The "pessimism gap" between women and men is magnified when respondents are asked to evaluate the economy overall. Women are far more pessimistic about where the economy is headed over the next 12 months, regardless of amount invested, income or age.

An interesting difference between the Personal and Economic Dimensions emerges when looking at income groups. Among male respondents, the higher the household income, the more optimistic they are about the economy. Among women, however, there is a slight downward trend -- higher-income women tend to be slightly less optimistic about the economy than lower-income women. While that difference is slight, it suggests that the increase in personal investment optimism among higher-income women relative to that of lower-income women does not carry over to assessments of the economy overall.

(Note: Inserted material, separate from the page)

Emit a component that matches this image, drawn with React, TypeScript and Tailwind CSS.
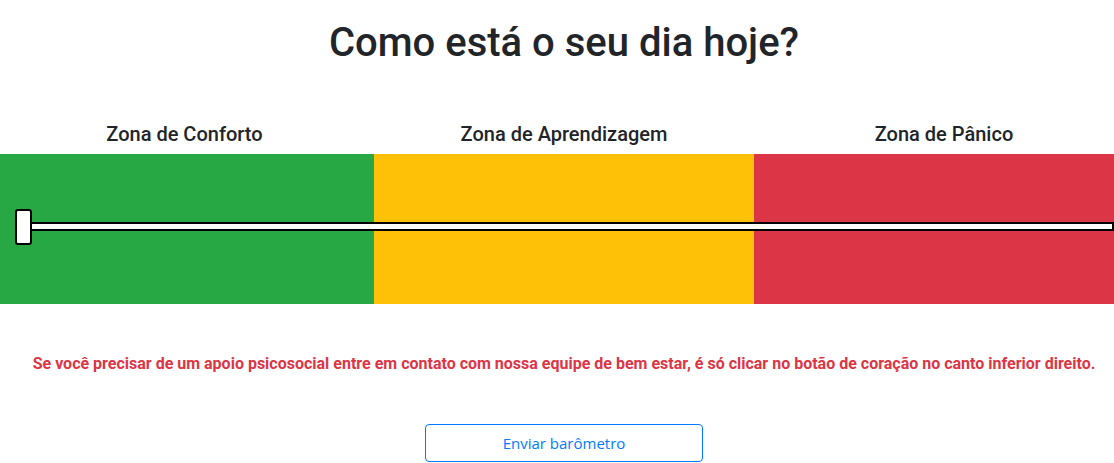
export default function App() {
  return (
    <div
      className="w-[1114px] h-[463px] overflow-hidden bg-white text-[#212529]"
      style={{ fontFamily: "Roboto, 'Liberation Sans', sans-serif" }}
    >
      <h1 className="pt-[19px] pl-[14px] text-center text-[40px] leading-[48px] font-medium">
        Como está o seu dia hoje?
      </h1>

      <div className="mt-[55px] flex">
        <div className="w-[369px] text-center text-[20px] leading-6 font-medium">Zona de Conforto</div>
        <div className="w-[390px] text-center text-[20px] leading-6 font-medium">Zona de Aprendizagem</div>
        <div className="w-[355px] pl-[15px] text-center text-[20px] leading-6 font-medium">Zona de Pânico</div>
      </div>

      {/* barometer */}
      <div className="relative mt-2 flex h-[150px]">
        <div className="w-[374px] bg-[#28a745]" />
        <div className="w-[380px] bg-[#ffc107]" />
        <div className="w-[360px] bg-[#dc3545]" />

        <div className="absolute left-[15px] right-0 top-[68px] h-[9px] border-2 border-black bg-white" />
        <div className="absolute left-[15px] top-[55px] h-[36px] w-[17px] rounded-[3px] border-2 border-black bg-white" />
      </div>

      <p className="mt-[48px] pl-[14px] text-center text-[16px] leading-6 font-bold text-[#dc3545]">
        Se você precisar de um apoio psicosocial entre em contato com nossa equipe de bem estar, é só clicar no botão de coração no canto inferior direito.
      </p>

      <div className="mt-[48px] pl-[14px] flex justify-center">
        <button
          className="h-[38px] w-[278px] rounded-[4px] border border-[#007bff] text-[15px] text-[#007bff]"
          style={{ fontFamily: "'Open Sans', 'Noto Sans', sans-serif" }}
        >
          Enviar barômetro
        </button>
      </div>
    </div>
  );
}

In contrast to the Index's Personal Dimension, where the assessments of younger men and women were similar, the gender gap appears to largely override the age differences on the Economic Dimension. Younger women are slightly more optimistic about the economy than older women are, but the difference is minor (just three points lower than among younger women), while the difference between men and women at each age level is fairly substantial (18 points for younger men versus younger women, and 20 points for older men versus older women).

Key Points

The tendency of women to be less financially optimistic than men does persist across age, income and investment levels, particularly with reference to assessments of the overall economy. Both highly invested and lesser-invested women, as well as both women with higher and lower incomes are less optimistic about the economy and their personal investments than men in those same categories. There is some evidence that the gender gap is narrow among younger people on the Personal Dimension -- suggesting that the overall gap may diminish in future years.

While additional exploration is needed to reveal whether these gender differences carry across different market conditions, it is clear that they exist in the current bear market. The key question is which perspective will lead to the best investment results over the next six to 12 months.

During the bull market of the late 1990s, it was automatically assumed that the less optimistic and more conservative investment preferences of women would lead to sub-par investment performance over time. However, the current investment climate could ultimately vindicate the less optimistic outlook.

Amid the current economic uncertainty, financial observers may want to concern themselves more with the higher probability of overly optimistic men to be attracted to riskier investment strategies.

*Results for the Gallup/UBS Index of Investor Optimism -- U.S. are based on telephone interviews with a randomly selected U.S. sample of 1,006 adult investors, aged 18 and older, with at least $10,000 of investable assets, conducted July 1-14, 2002. For results based on the total sample of 1,000, one can say with 95% confidence that the maximum margin of sampling error is ±3%.